THE RECORDS:
_ _ _ _ _

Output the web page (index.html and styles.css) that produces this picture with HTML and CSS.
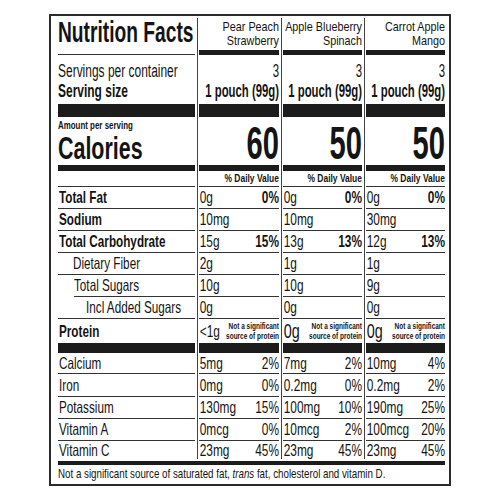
FILE: index.html
```html
<!DOCTYPE html>
<html lang="en">
<head>
  <meta charset="UTF-8" />
  <title>Nutrition Facts</title>
  <link rel="stylesheet" href="styles.css">
</head>
<body>
  <div class="label">
    <div class="grid">
      <!-- Row names -->
      <div class="names">
        <div class="head"><div class="in title">Nutrition Facts</div></div>
        <div class="serv"><div class="in">Servings per container</div><div class="in b">Serving size</div></div>
        <div class="bar lg"></div>
        <div class="cal"><div class="in amount">Amount per serving</div><div class="in kcal">Calories</div></div>
        <div class="bar md"></div>
        <div class="dv"></div>
        <div class="row"><div class="in b">Total Fat</div></div>
        <div class="row"><div class="in b">Sodium</div></div>
        <div class="row"><div class="in b">Total Carbohydrate</div></div>
        <div class="row sub"><div class="in">Dietary Fiber</div></div>
        <div class="row sub sugars"><div class="in">Total Sugars</div></div>
        <div class="row subsub"><div class="in">Incl Added Sugars</div></div>
        <div class="row protein"><div class="in b">Protein</div></div>
        <div class="bar sm"></div>
        <div class="row calcium"><div class="in">Calcium</div></div>
        <div class="row iron"><div class="in">Iron</div></div>
        <div class="row"><div class="in">Potassium</div></div>
        <div class="row"><div class="in">Vitamin A</div></div>
        <div class="row last"><div class="in">Vitamin C</div></div>
      </div>

      <!-- Pear Peach Strawberry -->
      <div class="col first">
        <div class="head"><div class="in">Pear Peach<br>Strawberry</div></div>
        <div class="bar xs"></div>
        <div class="serv"><div class="in">3</div><div class="in b">1 pouch (99g)</div></div>
        <div class="bar lg"></div>
        <div class="cal"><div class="in num">60</div></div>
        <div class="bar md"></div>
        <div class="dv"><div class="in">% Daily Value</div></div>
        <div class="row"><div class="in split"><span>0g</span><b>0%</b></div></div>
        <div class="row"><div class="in split"><span>10mg</span></div></div>
        <div class="row"><div class="in split"><span>15g</span><b>15%</b></div></div>
        <div class="row"><div class="in split"><span>2g</span></div></div>
        <div class="row"><div class="in split"><span>10g</span></div></div>
        <div class="row"><div class="in split"><span>0g</span></div></div>
        <div class="row protein"><div class="in split"><span class="less">&lt;1g</span><b class="note">Not a significant<br>source of protein</b></div></div>
        <div class="bar sm"></div>
        <div class="row calcium"><div class="in split"><span>5mg</span><span>2%</span></div></div>
        <div class="row iron"><div class="in split"><span>0mg</span><span>0%</span></div></div>
        <div class="row"><div class="in split"><span>130mg</span><span>15%</span></div></div>
        <div class="row"><div class="in split"><span>0mcg</span><span>0%</span></div></div>
        <div class="row last"><div class="in split"><span>23mg</span><span>45%</span></div></div>
      </div>

      <!-- Apple Blueberry Spinach -->
      <div class="col">
        <div class="head"><div class="in">Apple Blueberry<br>Spinach</div></div>
        <div class="bar xs"></div>
        <div class="serv"><div class="in">3</div><div class="in b">1 pouch (99g)</div></div>
        <div class="bar lg"></div>
        <div class="cal"><div class="in num">50</div></div>
        <div class="bar md"></div>
        <div class="dv"><div class="in">% Daily Value</div></div>
        <div class="row"><div class="in split"><span>0g</span><b>0%</b></div></div>
        <div class="row"><div class="in split"><span>10mg</span></div></div>
        <div class="row"><div class="in split"><span>13g</span><b>13%</b></div></div>
        <div class="row"><div class="in split"><span>1g</span></div></div>
        <div class="row"><div class="in split"><span>10g</span></div></div>
        <div class="row"><div class="in split"><span>0g</span></div></div>
        <div class="row protein"><div class="in split"><span>0g</span><b class="note">Not a significant<br>source of protein</b></div></div>
        <div class="bar sm"></div>
        <div class="row calcium"><div class="in split"><span>7mg</span><span>2%</span></div></div>
        <div class="row iron"><div class="in split"><span>0.2mg</span><span>0%</span></div></div>
        <div class="row"><div class="in split"><span>100mg</span><span>10%</span></div></div>
        <div class="row"><div class="in split"><span>10mcg</span><span>2%</span></div></div>
        <div class="row last"><div class="in split"><span>23mg</span><span>45%</span></div></div>
      </div>

      <!-- Carrot Apple Mango -->
      <div class="col">
        <div class="head"><div class="in">Carrot Apple<br>Mango</div></div>
        <div class="bar xs"></div>
        <div class="serv"><div class="in">3</div><div class="in b">1 pouch (99g)</div></div>
        <div class="bar lg"></div>
        <div class="cal"><div class="in num">50</div></div>
        <div class="bar md"></div>
        <div class="dv"><div class="in">% Daily Value</div></div>
        <div class="row"><div class="in split"><span>0g</span><b>0%</b></div></div>
        <div class="row"><div class="in split"><span>30mg</span></div></div>
        <div class="row"><div class="in split"><span>12g</span><b>13%</b></div></div>
        <div class="row"><div class="in split"><span>1g</span></div></div>
        <div class="row"><div class="in split"><span>9g</span></div></div>
        <div class="row"><div class="in split"><span>0g</span></div></div>
        <div class="row protein"><div class="in split"><span>0g</span><b class="note">Not a significant<br>source of protein</b></div></div>
        <div class="bar sm"></div>
        <div class="row calcium"><div class="in split"><span>10mg</span><span>4%</span></div></div>
        <div class="row iron"><div class="in split"><span>0.2mg</span><span>2%</span></div></div>
        <div class="row"><div class="in split"><span>190mg</span><span>25%</span></div></div>
        <div class="row"><div class="in split"><span>100mcg</span><span>20%</span></div></div>
        <div class="row last"><div class="in split"><span>23mg</span><span>45%</span></div></div>
      </div>
    </div>

    <div class="rule"></div>
    <div class="foot"><div class="in">Not a significant source of saturated fat, <i>trans</i> fat, cholesterol and vitamin D.</div></div>
  </div>
</body>
</html>
```

FILE: styles.css
```css
* {
  box-sizing: border-box;
}

body {
  margin: 0;
  background-color: #fff;
  color: #141414;
  font-family: "Liberation Sans", Arial, sans-serif;
}

/* Outer box of the label */
.label {
  --sx: 0.72;
  width: 402px;
  height: 472px;
  margin: 14px auto 0;
  border: 2px solid #2b2b2b;
  padding: 2px 4px 0 7px;
}

.grid {
  display: flex;
  height: 441px;
}

.names {
  width: 137px;
}

/* Product columns, with a thin divider on the left */
.col {
  width: 81px;
  margin-left: 2px;
  border-left: 1px solid #444;
  padding-left: 1px;
  text-align: right;
}

.col.first {
  width: 82px;
}

/* Condensed text: laid out wider, then squeezed back into its cell */
.in {
  width: calc(100% / var(--sx));
  transform: scaleX(var(--sx));
  transform-origin: left top;
  white-space: nowrap;
}

.b {
  font-weight: bold;
}

/* Black bars */
.bar {
  background-color: #1c1c1c;
}

.bar.xs { height: 5px; }
.bar.lg { height: 13px; }
.bar.md { height: 6px; }
.bar.sm { height: 10px; }

/* Header row */
.names .head {
  height: 37px;
  border-bottom: 1px solid #333;
}

.title {
  --sx: 0.64;
  font-size: 30px;
  line-height: 28px;
  font-weight: bold;
}

.col .head {
  --sx: 0.8;
  height: 32px;
  padding-top: 2px;
  font-size: 13.5px;
  line-height: 14px;
}

/* Servings */
.serv {
  --sx: 0.665;
  height: 49px;
  padding-top: 6px;
  font-size: 18px;
  line-height: 20px;
}

.col .serv {
  --sx: 0.63;
}

/* Calories */
.cal {
  height: 48px;
  padding-top: 2px;
}

.amount {
  --sx: 0.72;
  font-size: 11px;
  line-height: 12px;
  font-weight: bold;
}

.kcal {
  --sx: 0.67;
  font-size: 32px;
  line-height: 35px;
  font-weight: bold;
}

.col .cal {
  padding-top: 4px;
}

.num {
  --sx: 0.62;
  font-size: 47px;
  line-height: 44px;
  font-weight: bold;
}

/* % Daily Value */
.dv {
  --sx: 0.735;
  height: 16px;
  border-bottom: 1px solid #333;
  font-size: 11.5px;
  line-height: 15px;
  font-weight: bold;
}

/* Nutrient rows */
.row {
  height: 22px;
  border-bottom: 1px solid #333;
  font-size: 16.5px;
  line-height: 21px;
}

.names .row {
  --sx: 0.71;
  padding-left: 1px;
}

.names .sub {
  padding-left: 15px;
}

.names .sugars {
  margin-left: 16px;
  padding-left: 0;
}

.names .subsub {
  padding-left: 28px;
}

.split {
  display: flex;
  justify-content: space-between;
  align-items: center;
  padding-left: 1px;
}

.row.protein {
  height: 24px;
  border-bottom: none;
  line-height: 24px;
}

.protein .split span {
  font-size: 20px;
}

.protein .split .less {
  font-size: 16.5px;
}

.note {
  font-size: 9px;
  line-height: 10px;
  text-align: right;
}

.row.calcium {
  height: 21px;
  line-height: 20px;
}

.row.iron {
  height: 23px;
  line-height: 22px;
}

.row.last {
  height: 18px;
  border-bottom: none;
  line-height: 18px;
}

/* Footnote */
.rule {
  height: 4px;
  margin-top: 2px;
  background-color: #1c1c1c;
}

.foot {
  --sx: 0.75;
  font-size: 13px;
  line-height: 17px;
}
```
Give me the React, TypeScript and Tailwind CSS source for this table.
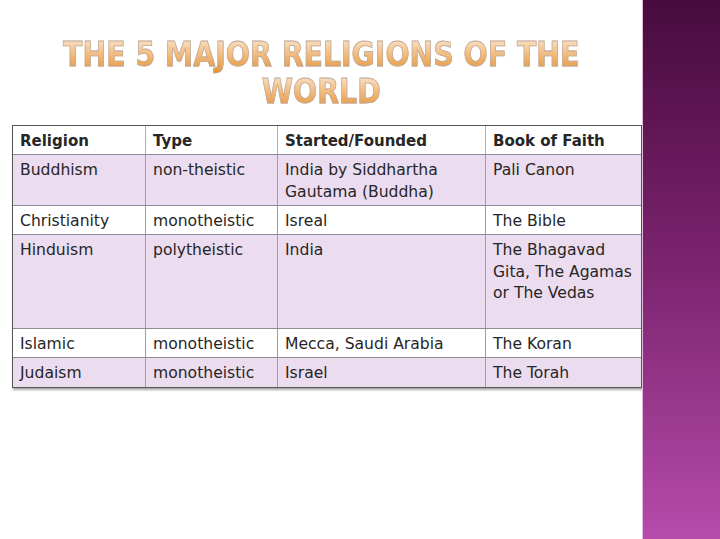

_ _ _ _ _

TASK GOAL:
From the data above, work out how many lines contain the string "this" and reply with only the number.

THE COMPLETED TASK:
2